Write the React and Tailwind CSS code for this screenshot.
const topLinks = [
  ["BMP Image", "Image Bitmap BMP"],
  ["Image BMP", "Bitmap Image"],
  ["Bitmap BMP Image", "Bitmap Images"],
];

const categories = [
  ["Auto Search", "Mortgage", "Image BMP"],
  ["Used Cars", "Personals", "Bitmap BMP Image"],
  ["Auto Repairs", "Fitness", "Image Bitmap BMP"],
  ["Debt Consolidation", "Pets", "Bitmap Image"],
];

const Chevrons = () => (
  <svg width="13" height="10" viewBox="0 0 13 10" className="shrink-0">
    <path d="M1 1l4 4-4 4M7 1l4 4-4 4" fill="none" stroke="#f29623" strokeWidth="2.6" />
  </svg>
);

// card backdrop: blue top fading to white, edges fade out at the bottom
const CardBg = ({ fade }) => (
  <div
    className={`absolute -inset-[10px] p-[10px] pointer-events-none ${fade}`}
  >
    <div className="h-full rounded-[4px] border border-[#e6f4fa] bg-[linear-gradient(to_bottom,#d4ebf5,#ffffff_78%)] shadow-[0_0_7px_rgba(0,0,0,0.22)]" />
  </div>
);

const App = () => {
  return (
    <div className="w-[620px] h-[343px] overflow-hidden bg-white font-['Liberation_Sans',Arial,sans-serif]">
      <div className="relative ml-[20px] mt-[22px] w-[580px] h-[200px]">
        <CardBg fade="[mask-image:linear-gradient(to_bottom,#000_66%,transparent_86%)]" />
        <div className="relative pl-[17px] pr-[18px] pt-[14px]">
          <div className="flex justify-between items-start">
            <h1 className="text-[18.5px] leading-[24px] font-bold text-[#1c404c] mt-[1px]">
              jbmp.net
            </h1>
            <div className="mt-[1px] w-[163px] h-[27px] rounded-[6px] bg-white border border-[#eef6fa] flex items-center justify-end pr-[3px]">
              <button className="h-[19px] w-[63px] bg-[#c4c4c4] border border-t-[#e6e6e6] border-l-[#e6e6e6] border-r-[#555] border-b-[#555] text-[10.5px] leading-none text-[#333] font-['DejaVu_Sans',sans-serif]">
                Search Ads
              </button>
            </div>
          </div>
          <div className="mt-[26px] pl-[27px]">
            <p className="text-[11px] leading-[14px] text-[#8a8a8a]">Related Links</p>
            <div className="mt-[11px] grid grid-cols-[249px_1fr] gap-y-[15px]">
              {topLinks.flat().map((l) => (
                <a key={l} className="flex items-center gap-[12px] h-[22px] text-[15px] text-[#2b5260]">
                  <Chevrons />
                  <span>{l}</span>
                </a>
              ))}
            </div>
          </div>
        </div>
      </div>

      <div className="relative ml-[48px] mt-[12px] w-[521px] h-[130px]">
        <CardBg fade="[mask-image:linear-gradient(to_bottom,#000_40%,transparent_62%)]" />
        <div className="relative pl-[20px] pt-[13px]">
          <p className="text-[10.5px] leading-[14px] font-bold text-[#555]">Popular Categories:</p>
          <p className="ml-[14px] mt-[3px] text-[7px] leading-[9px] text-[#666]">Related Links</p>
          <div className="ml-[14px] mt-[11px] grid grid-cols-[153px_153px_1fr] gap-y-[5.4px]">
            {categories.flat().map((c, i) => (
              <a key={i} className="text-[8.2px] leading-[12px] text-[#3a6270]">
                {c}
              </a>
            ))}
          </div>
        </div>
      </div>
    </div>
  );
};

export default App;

§

Reproduce the data, keeping every line exactly the same.

Write the React and Tailwind CSS code for this screenshot.
const topLinks = [
  ["BMP Image", "Image Bitmap BMP"],
  ["Image BMP", "Bitmap Image"],
  ["Bitmap BMP Image", "Bitmap Images"],
];

const categories = [
  ["Auto Search", "Mortgage", "Image BMP"],
  ["Used Cars", "Personals", "Bitmap BMP Image"],
  ["Auto Repairs", "Fitness", "Image Bitmap BMP"],
  ["Debt Consolidation", "Pets", "Bitmap Image"],
];

const Chevrons = () => (
  <svg width="13" height="10" viewBox="0 0 13 10" className="shrink-0">
    <path d="M1 1l4 4-4 4M7 1l4 4-4 4" fill="none" stroke="#f29623" strokeWidth="2.6" />
  </svg>
);

// card backdrop: blue top fading to white, edges fade out at the bottom
const CardBg = ({ fade }) => (
  <div
    className={`absolute -inset-[10px] p-[10px] pointer-events-none ${fade}`}
  >
    <div className="h-full rounded-[4px] border border-[#e6f4fa] bg-[linear-gradient(to_bottom,#d4ebf5,#ffffff_78%)] shadow-[0_0_7px_rgba(0,0,0,0.22)]" />
  </div>
);

const App = () => {
  return (
    <div className="w-[620px] h-[343px] overflow-hidden bg-white font-['Liberation_Sans',Arial,sans-serif]">
      <div className="relative ml-[20px] mt-[22px] w-[580px] h-[200px]">
        <CardBg fade="[mask-image:linear-gradient(to_bottom,#000_66%,transparent_86%)]" />
        <div className="relative pl-[17px] pr-[18px] pt-[14px]">
          <div className="flex justify-between items-start">
            <h1 className="text-[18.5px] leading-[24px] font-bold text-[#1c404c] mt-[1px]">
              jbmp.net
            </h1>
            <div className="mt-[1px] w-[163px] h-[27px] rounded-[6px] bg-white border border-[#eef6fa] flex items-center justify-end pr-[3px]">
              <button className="h-[19px] w-[63px] bg-[#c4c4c4] border border-t-[#e6e6e6] border-l-[#e6e6e6] border-r-[#555] border-b-[#555] text-[10.5px] leading-none text-[#333] font-['DejaVu_Sans',sans-serif]">
                Search Ads
              </button>
            </div>
          </div>
          <div className="mt-[26px] pl-[27px]">
            <p className="text-[11px] leading-[14px] text-[#8a8a8a]">Related Links</p>
            <div className="mt-[11px] grid grid-cols-[249px_1fr] gap-y-[15px]">
              {topLinks.flat().map((l) => (
                <a key={l} className="flex items-center gap-[12px] h-[22px] text-[15px] text-[#2b5260]">
                  <Chevrons />
                  <span>{l}</span>
                </a>
              ))}
            </div>
          </div>
        </div>
      </div>

      <div className="relative ml-[48px] mt-[12px] w-[521px] h-[130px]">
        <CardBg fade="[mask-image:linear-gradient(to_bottom,#000_40%,transparent_62%)]" />
        <div className="relative pl-[20px] pt-[13px]">
          <p className="text-[10.5px] leading-[14px] font-bold text-[#555]">Popular Categories:</p>
          <p className="ml-[14px] mt-[3px] text-[7px] leading-[9px] text-[#666]">Related Links</p>
          <div className="ml-[14px] mt-[11px] grid grid-cols-[153px_153px_1fr] gap-y-[5.4px]">
            {categories.flat().map((c, i) => (
              <a key={i} className="text-[8.2px] leading-[12px] text-[#3a6270]">
                {c}
              </a>
            ))}
          </div>
        </div>
      </div>
    </div>
  );
};

export default App;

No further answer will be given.